When it comes to progressive overload is it best to use this method with just a main compound exercise and then do accessory work with Hypertrophy rep ranges and sets? And how would one know when it time to rotate compound lifts and begin using that exercise for progressive overload. Thanks.
Yes and no… I mean that you don’t HAVE to use progressive overload. It’s ONE way to stimulate growth and strength gains. But YES it lends itself better to compound movements. But it doesn’t have to be ONE lift per workout. If you have 3 compound lifts per session, you can use it on 3 exercises.
The bigger the exercise (the more weight you can use on a lift) the more effective progressive overload is. Simply from a realistic progression standpoint: it’s much easier to add 5-10lbs to a squat on which you can lift 405 x 5 then on DB curls where you can lift 35lbs dumbbells (so 70lbs) for 5 reps. 10lbs on 405lbs is 2.5%, 10lbs on 70lbs is 14%… which one is a more sustainable rate of progression?
With smaller exercises if you want to use the progressive overload approach, a double progression model is more appropriate. Of you can simply do to failure for 6-12 reps.
It depends on your psychological/neurological profile. Some people spend their whole life doing the same exercises over and over and reach a very high level (Ed Coan in powerlifitng, the Russian and Norweggian powerlifters, most olympic lifters, Dorian Yates in bodybuilding for example).

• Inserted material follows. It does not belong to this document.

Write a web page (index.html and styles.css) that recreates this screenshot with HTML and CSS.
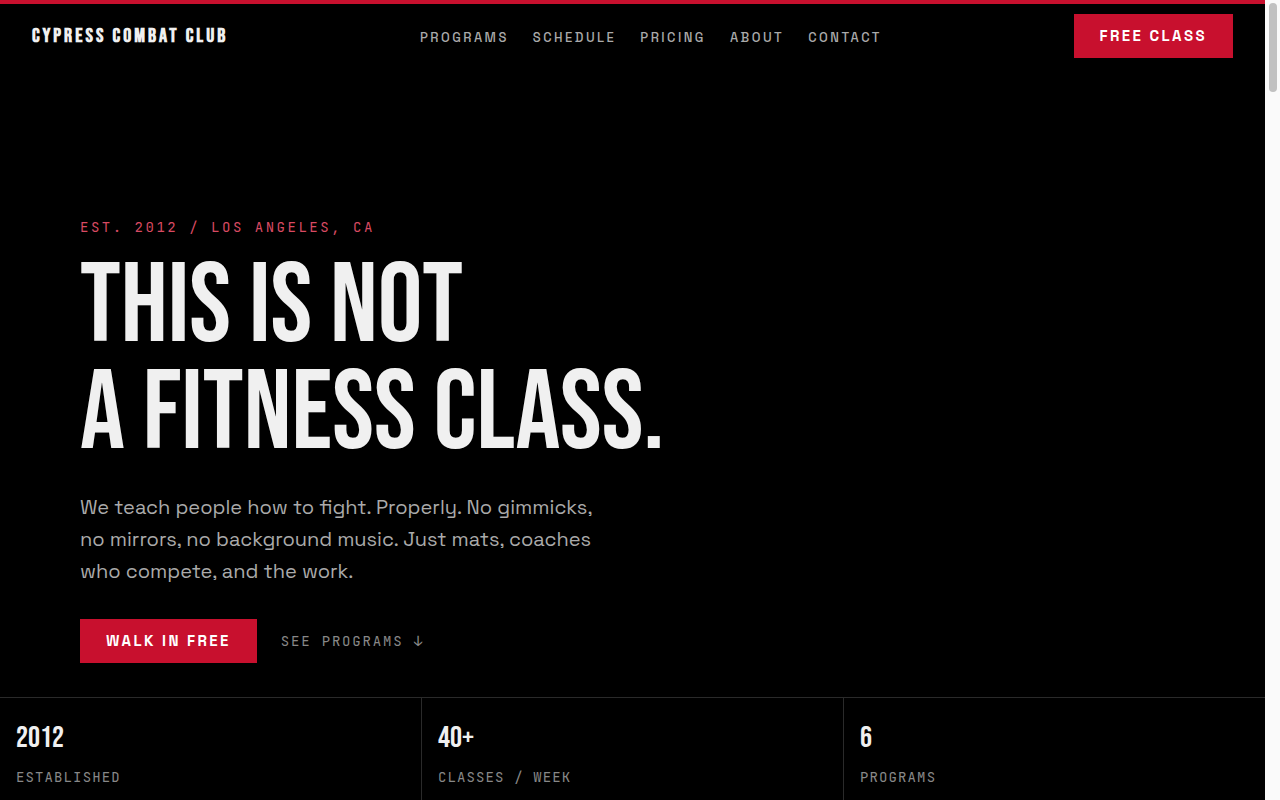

These guys stick to the same lifts year round but will modulate how hard they go at it, how much volume they do, how heavy they go.
While others will rotate exercises every 1-2 weeks (Westside barbell guys for example).
So there is not a clear sign that you need to rotate the exercises, because it is not a necessity.
Some people rotate as soon as rapid progress stops… this normally occurs after 4 weeks. But that is simply because the body is done with the rapid neural adaptations. These are the main driver of strength “gains” on a new exercise during the first 2-3 weeks of training on that movement. Gains are thus rapid because progressing with neural adaptation is quick, as oposed to progressing via adding muscle mass which is a lot longer.
Those who switch too often might have the illusion of constant progression but in realty a large part of their “gains” is from becoming more efficient at the new lift, not because they are building a lot of muscle mass.
That is the “easy” way to do it, because you never reach a plateau and never need to think hard to build a strategy to overcome that plateau.
Those who stick to the same lifts for longer will use more sets, reps, load and effort (effort is how hard you go at your sets… do you leave 3 reps in the tank on each set? 2? 1? None?). This requires more thoughtful planning (think of 5/3/1 by Wendler , all those program based on percentages of your max, etc.) and for some people it might be demotivating because it includes a lot of “easier” days where you don’t push to the max. 5/3/1 for example uses a 3 steps up 1 step down approach. That is a planned intensity cycling. But you can also do it more freely: when your progression is stuck cycle down the intensity and work your way back up.